Duncans in Lyon Co. KS


Duncan research files of
Mary Ann (Duncan) Dobson
the Genealogy Bug

Last revised October 10, 2004

Formed 1857 from Madison; named Breckenridge in 1860


1870 Lyon Co. KS Census
Emporia, Ward 3
Pg.223, #87-83, DUNCAN, John W. 36 OH plasterer $500-$750
                  Julia A. 30 OH keeping house
                  Luella J. (f) 9, Amanda 6 OH
                  Lavina E. 4, Alvie? (Alice?) (f) 1 OH

1880 Lyon Co. KS Census from Soundex (looking for Isaac Wilbur Duncan b.1872-73 OH)
City of Emporia, Constitution Street, House #152
Vol.11, ED 102, Sheet 24, Line 19
DUNKIN, Peter 36 TN (BLACK male)
            Lizzie 26 KY wife
            Sarah 9 TN dau.
            Robert 4 IN son
            Walter J. 3/12 KS son

HISTORIES before 1923

1899 "Portrait and biographical record of Leavenworth, Douglas and Franklin Counties, Kansas : containing portraits, biographies and genealogies of well known citizens of the past and present; together with portraits and biographies of all the presidents of the United States" pub. by Chapman Bros. (FHL film 1,000,036 item 1)
      Pgs.586-587: JOHN G. McCLANAHAN, one of the earliest of the Douglas County pioneers, was born in Lexington, Ky., June 18, 1826, a son of William S. and Elizabeth T. (Triplett) McClanahan, of whose eight children, one son and three daughters, Amelia, Mary and Elizabeth, survive. His father, who was born in Kentucky about 1800, went to West Virginia in early manhood and engaged in farming in conjunction with his work as a teacher in the public schools.
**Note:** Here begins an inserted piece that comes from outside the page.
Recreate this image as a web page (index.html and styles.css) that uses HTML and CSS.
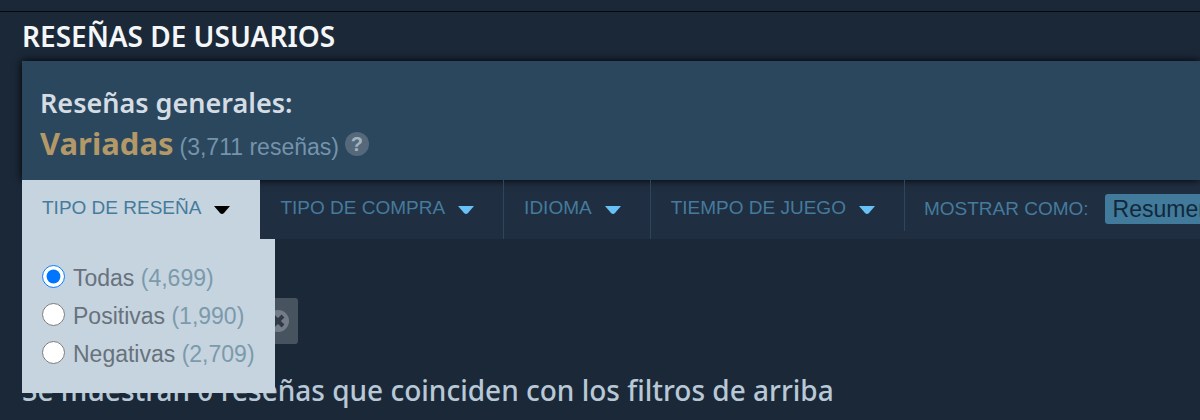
FILE: index.html
```html
<!DOCTYPE html>
<html lang="es">
<head>
    <meta charset="utf-8">
    <title>Reseñas de usuarios</title>
    <link rel="stylesheet" href="styles.css">
</head>
<body>
<main class="reviews">
    <h2 class="title">RESEÑAS DE USUARIOS</h2>
    <section class="summary">
        <h3 class="summary-title">Reseñas generales:</h3>
        <div class="summary-row">
            <span class="score">Variadas</span>
            <span class="count">(3,711 reseñas)</span>
            <button type="button" class="help">?</button>
        </div>
    </section>
    <div class="filters">
        <div class="filter active">
            <button type="button" class="filter-btn">TIPO DE RESEÑA
                <svg class="arrow" viewBox="0 0 18 10"><path d="M1 1H17L11 8Q9 10 7 8Z"/></svg>
            </button>
            <div class="menu">
                <label class="option"><input type="radio" name="type" checked><span>Todas <span class="num">(4,699)</span></span></label>
                <label class="option"><input type="radio" name="type"><span>Positivas <span class="num">(1,990)</span></span></label>
                <label class="option"><input type="radio" name="type"><span>Negativas <span class="num">(2,709)</span></span></label>
            </div>
        </div>
        <div class="filter">
            <button type="button" class="filter-btn">TIPO DE COMPRA
                <svg class="arrow" viewBox="0 0 18 10"><path d="M1 1H17L11 8Q9 10 7 8Z"/></svg>
            </button>
        </div>
        <div class="filter">
            <button type="button" class="filter-btn">IDIOMA
                <svg class="arrow" viewBox="0 0 18 10"><path d="M1 1H17L11 8Q9 10 7 8Z"/></svg>
            </button>
        </div>
        <div class="filter last">
            <button type="button" class="filter-btn">TIEMPO DE JUEGO
                <svg class="arrow" viewBox="0 0 18 10"><path d="M1 1H17L11 8Q9 10 7 8Z"/></svg>
            </button>
        </div>
        <div class="display">
            <label for="display">MOSTRAR COMO:</label>
            <select id="display">
                <option>Resumen</option>
            </select>
        </div>
    </div>
    <div class="tags">
        <button type="button" class="tag">
            <svg class="close" viewBox="0 0 22 22"><circle cx="11" cy="11" r="11"/><path d="M6 6L16 16M16 6L6 16"/></svg>
        </button>
    </div>
    <p class="result">Se muestran 0 reseñas que coinciden con los filtros de arriba</p>
</main>
</body>
</html>
```
FILE: styles.css
```css
* {
    box-sizing: border-box;
}

body {
    margin: 0;
    padding-top: 11px;
    overflow: hidden;
    background-color: #1b2838;
    font-family: "Liberation Sans", Arial, sans-serif;
    font-size: 23px;
}

button,
select {
    border: 0;
    font-family: inherit;
    cursor: pointer;
}

.reviews {
    padding-left: 22px;
    border-top: 1px solid #05080d;
}

.title {
    margin: 0;
    font: 600 28px/49px "Noto Sans", sans-serif;
    color: #f4f6f8;
}

.summary {
    position: relative;
    padding: 24px 18px 14px;
    background-color: #2a475e;
    box-shadow: 0 0 8px #000;
}

.summary-title {
    margin: 0;
    font: 600 27px/36px "Noto Sans", sans-serif;
    color: #d5dde4;
}

.summary-row {
    display: flex;
    align-items: center;
    gap: 6px;
    height: 45px;
}

.score {
    font: 700 31px/43px "Noto Sans", sans-serif;
    color: #b39868;
}

.count {
    padding-top: 8px;
    color: #7593ab;
}

.help {
    width: 24px;
    height: 24px;
    padding: 0;
    border-radius: 50%;
    background-color: #55697b;
    color: #a3b3c0;
    font-size: 20px;
    font-weight: bold;
    line-height: 24px;
}

/* filter bar */
.filters {
    display: flex;
    height: 59px;
    background-color: #1f2e41;
}

.filter {
    position: relative;
    border-right: 1px solid #2a475e;
}

.last {
    height: 51px;
}

.filter-btn {
    display: flex;
    align-items: center;
    gap: 12px;
    height: 56px;
    padding: 0 28px 0 20px;
    background: none;
    color: #457b9c;
    font-size: 19px;
    white-space: nowrap;
}

.arrow {
    width: 18px;
    height: 10px;
    margin-top: 3px;
    fill: #67c1f5;
}

.active {
    z-index: 2;
    border-color: #c6d4df;
    background-color: #c6d4df;
}

.active .arrow {
    fill: #000;
}

.menu {
    position: absolute;
    top: 59px;
    left: 0;
    padding: 20px;
    background-color: #c6d4df;
    white-space: nowrap;
}

.option {
    display: flex;
    align-items: center;
    gap: 8px;
    height: 38px;
    color: #67727c;
}

.option input {
    width: 23px;
    height: 23px;
    margin: 0 0 3px;
}

.num {
    color: #7b9aac;
}

.display {
    display: flex;
    align-items: center;
    flex: none;
    gap: 16px;
    height: 57px;
    padding-left: 19px;
    color: #457b9c;
    font-size: 19px;
}

.display select {
    appearance: none;
    width: 120px;
    height: 30px;
    padding: 0 8px;
    border-radius: 3px;
    background-color: #417a9b;
    color: #12283a;
    font-size: 23px;
}

.tags {
    display: flex;
    padding-top: 59px;
}

.tag {
    display: flex;
    align-items: center;
    justify-content: flex-end;
    width: 276px;
    height: 46px;
    padding: 0 9px;
    border-radius: 3px;
    background-color: #485360;
}

.close {
    width: 22px;
    height: 22px;
    fill: #747d87;
    stroke: #303a47;
    stroke-width: 4;
}

.close circle {
    stroke: none;
}

.result {
    margin: 28px 0 0;
    font: 500 28px/36px "Noto Sans", sans-serif;
    color: #b8c8d6;
    white-space: nowrap;
}
```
After some years he went to Lexington, Ky., in order that his wife, who was not strong, might have the benefit of medical attendance. After her recovery he returned to West Virginia, where he remained until 1833. He then removed to Boone County, Mo., and engaged in farming and teaching. In 1848 he established his home in Linn County, the same state, where he resided until his death. He gave up teaching about 1850 and was elected county surveyor, which office he filled for six years. Soon after resigning from that position he was elected clerk of the county court, and served in that capacity for fourteen years. He was a prominent member of the Mission Baptist Church. In politics he was first an ardent supporter of the Whig party and later a stanch Republican. In character he was upright, a man respected wherever known.
            Under his father's private tutorship our subject acquired an excellent education. From eighteen to twenty-one years of age he worked in a sawmill. Afterward he learned the carpenter's trade. In 1850 he married Miss Mary A. Zinn, a native of Illinois, and daughter of George W. Zinn, who for some years had been a prominent farmer near Danville, that state, but in 1839 (sic) removed to Linn County, Mo. After Mr. McClanahan's marriage he settled upon a farm which he purchased in Linn County, and there he followed farming and carpentering. In the fall of 1854 he came to Kansas in company with his father-in-law, arriving in Douglas County September 1(?). He took up land four miles west of Lecompton, where he still resides. He was the first settler in this part of Douglas County. Upon his property he first built a hut, and in the latter part of September returned to Missouri for his family. November of the same year found them domiciled in their new home, and they have since continued to reside upon the same farm.
            During the border warfare days Mr. McClanahan experienced all the excitement caused by the slavery agitation. In 1856 he was a member of the grand jury and at that time carried his life in his hand. During the Civil war he was a corporal in the militia and was called out to cut off General Price in his Kansas raid. He is a friend of education and has served on the school board for twenty-six years. In politics he is a Republican, and in religion a member of the Mission Baptist Church. He is one of the oldest living pioneers of Douglas County, and has witnessed the gradual development of this county from early days. Not only did he pass through all the dangers and trials of antebellum days, but he also has witnessed the subsequent growth of this section of the state, and has gained for himself a place among the most highly esteemed citizens of the county. In this esteem his wife also shares. Both recall the days when Douglas County was sparsely populated and of little importance in the commercial life of the state, and they have witnessed its prosperity with pride and have contributed not a little to its advancement. They became the parents of ten children, seven of whom survive, viz.: Martha A., wife of William A. Duncan, of Lyon County, Kans.; William S., who is engaged in farming in Douglas County and also operates a threshing machine; Sarah E., widow of Hiram Gibbons, of this county; John H. and Franklin A., who are farmers of this county; Mary Emma, wife of Thomas Hoog, of Shawnee County; and Nancy E., who married John Austin, proprietor of a cheese factory in Douglas County.